:: DATA ::
====
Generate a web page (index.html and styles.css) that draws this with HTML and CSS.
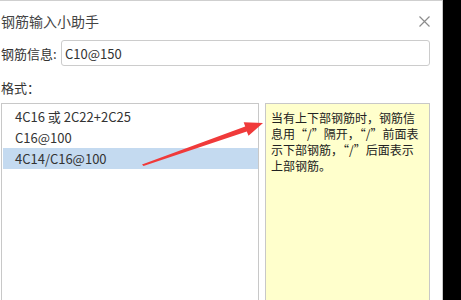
FILE: index.html
```html
<!DOCTYPE html>
<html lang="zh-CN">
<head>
  <meta charset="UTF-8">
  <title>钢筋输入小助手</title>
  <link rel="stylesheet" href="styles.css">
</head>
<body>

  <div class="dialog">
    <div class="header">
      <div class="title">钢筋输入小助手</div>
      <div class="close">
        <svg width="11" height="11" viewBox="0 0 11 11">
          <path d="M0.5 0.5 L10.5 10.5 M10.5 0.5 L0.5 10.5" stroke="#8c8c8c" stroke-width="1.2" fill="none"/>
        </svg>
      </div>
    </div>

    <div class="info-row">
      <label class="label">钢筋信息:</label>
      <input type="text" class="info-input" value="C10@150">
    </div>

    <div class="format-label">格式：</div>

    <div class="panels">
      <ul class="format-list">
        <li>4C16 或 2C22+2C25</li>
        <li>C16@100</li>
        <li class="selected">4C14/C16@100</li>
      </ul>
      <div class="note">当有上下部钢筋时，钢筋信息用“/”隔开，“/”前面表示下部钢筋，“/”后面表示上部钢筋。</div>
    </div>

    <!-- annotation arrow drawn over the screenshot -->
    <svg class="arrow" width="443" height="300" viewBox="0 0 443 300">
      <polygon points="142,164.5 245.2,126.6 243.7,122.2 263,123 248.5,135.8 246.8,131.4 143.5,166" fill="#f03a3a"/>
    </svg>
  </div>

</body>
</html>
```

FILE: styles.css
```css
* { margin: 0; padding: 0; box-sizing: border-box; }

body {
  background: #000;
  font-family: "Noto Sans CJK SC", "Noto Sans", sans-serif;
  color: #333;
  width: 461px;
  height: 300px;
  overflow: hidden;
}

.dialog {
  position: relative;
  width: 443px;
  height: 300px;
  background: #fff;
  border-top: 1px solid #cfcfcf;
  border-right: 1px solid #c8c8c8;
  padding-left: 1px;
  overflow: hidden;
}

.header {
  display: flex;
  align-items: center;
  justify-content: space-between;
  height: 39px;
  padding-right: 12px;
}

.title {
  font-size: 14px;
  color: #444;
}

.close {
  display: flex;
  margin-top: 1px;
}

.info-row {
  display: flex;
  align-items: center;
  padding-right: 12px;
}

.label {
  font-size: 13px;
  width: 60px;
}

.info-input {
  flex: 1;
  height: 26px;
  border: 1px solid #cccccc;
  border-radius: 3px;
  padding: 0 3px;
  font-family: inherit;
  font-size: 13px;
  color: #333;
  outline: none;
}

.format-label {
  font-size: 13px;
  line-height: 18px;
  margin-top: 13px;
}

.panels {
  display: flex;
  gap: 6px;
  margin-top: 6px;
}

.format-list {
  list-style: none;
  width: 258px;
  height: 220px;
  border: 1px solid #c8c8c8;
  padding: 2px 0 0 1px;
}

.format-list li {
  height: 21px;
  line-height: 21px;
  padding-left: 12px;
  font-size: 13px;
}

.format-list li.selected {
  background: #c4daf0;
}

.note {
  width: 165px;
  height: 220px;
  background: #ffffcc;
  border: 1px solid #c8c8c8;
  padding: 6px 4px 0 5px;
  font-size: 12px;
  line-height: 16px;
  color: #222;
}

.arrow {
  position: absolute;
  left: 0;
  top: -1px;
  pointer-events: none;
}
```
====
:: TASK ::
Return the whole listing, word for word, and leave out every picture.

:: RESPONSE TO THE EXERCISE ::
Generate a web page (index.html and styles.css) that draws this with HTML and CSS.
FILE: index.html
```html
<!DOCTYPE html>
<html lang="zh-CN">
<head>
  <meta charset="UTF-8">
  <title>钢筋输入小助手</title>
  <link rel="stylesheet" href="styles.css">
</head>
<body>

  <div class="dialog">
    <div class="header">
      <div class="title">钢筋输入小助手</div>
      <div class="close">
        <svg width="11" height="11" viewBox="0 0 11 11">
          <path d="M0.5 0.5 L10.5 10.5 M10.5 0.5 L0.5 10.5" stroke="#8c8c8c" stroke-width="1.2" fill="none"/>
        </svg>
      </div>
    </div>

    <div class="info-row">
      <label class="label">钢筋信息:</label>
      <input type="text" class="info-input" value="C10@150">
    </div>

    <div class="format-label">格式：</div>

    <div class="panels">
      <ul class="format-list">
        <li>4C16 或 2C22+2C25</li>
        <li>C16@100</li>
        <li class="selected">4C14/C16@100</li>
      </ul>
      <div class="note">当有上下部钢筋时，钢筋信息用“/”隔开，“/”前面表示下部钢筋，“/”后面表示上部钢筋。</div>
    </div>

    <!-- annotation arrow drawn over the screenshot -->
    <svg class="arrow" width="443" height="300" viewBox="0 0 443 300">
      <polygon points="142,164.5 245.2,126.6 243.7,122.2 263,123 248.5,135.8 246.8,131.4 143.5,166" fill="#f03a3a"/>
    </svg>
  </div>

</body>
</html>
```

FILE: styles.css
```css
* { margin: 0; padding: 0; box-sizing: border-box; }

body {
  background: #000;
  font-family: "Noto Sans CJK SC", "Noto Sans", sans-serif;
  color: #333;
  width: 461px;
  height: 300px;
  overflow: hidden;
}

.dialog {
  position: relative;
  width: 443px;
  height: 300px;
  background: #fff;
  border-top: 1px solid #cfcfcf;
  border-right: 1px solid #c8c8c8;
  padding-left: 1px;
  overflow: hidden;
}

.header {
  display: flex;
  align-items: center;
  justify-content: space-between;
  height: 39px;
  padding-right: 12px;
}

.title {
  font-size: 14px;
  color: #444;
}

.close {
  display: flex;
  margin-top: 1px;
}

.info-row {
  display: flex;
  align-items: center;
  padding-right: 12px;
}

.label {
  font-size: 13px;
  width: 60px;
}

.info-input {
  flex: 1;
  height: 26px;
  border: 1px solid #cccccc;
  border-radius: 3px;
  padding: 0 3px;
  font-family: inherit;
  font-size: 13px;
  color: #333;
  outline: none;
}

.format-label {
  font-size: 13px;
  line-height: 18px;
  margin-top: 13px;
}

.panels {
  display: flex;
  gap: 6px;
  margin-top: 6px;
}

.format-list {
  list-style: none;
  width: 258px;
  height: 220px;
  border: 1px solid #c8c8c8;
  padding: 2px 0 0 1px;
}

.format-list li {
  height: 21px;
  line-height: 21px;
  padding-left: 12px;
  font-size: 13px;
}

.format-list li.selected {
  background: #c4daf0;
}

.note {
  width: 165px;
  height: 220px;
  background: #ffffcc;
  border: 1px solid #c8c8c8;
  padding: 6px 4px 0 5px;
  font-size: 12px;
  line-height: 16px;
  color: #222;
}

.arrow {
  position: absolute;
  left: 0;
  top: -1px;
  pointer-events: none;
}
```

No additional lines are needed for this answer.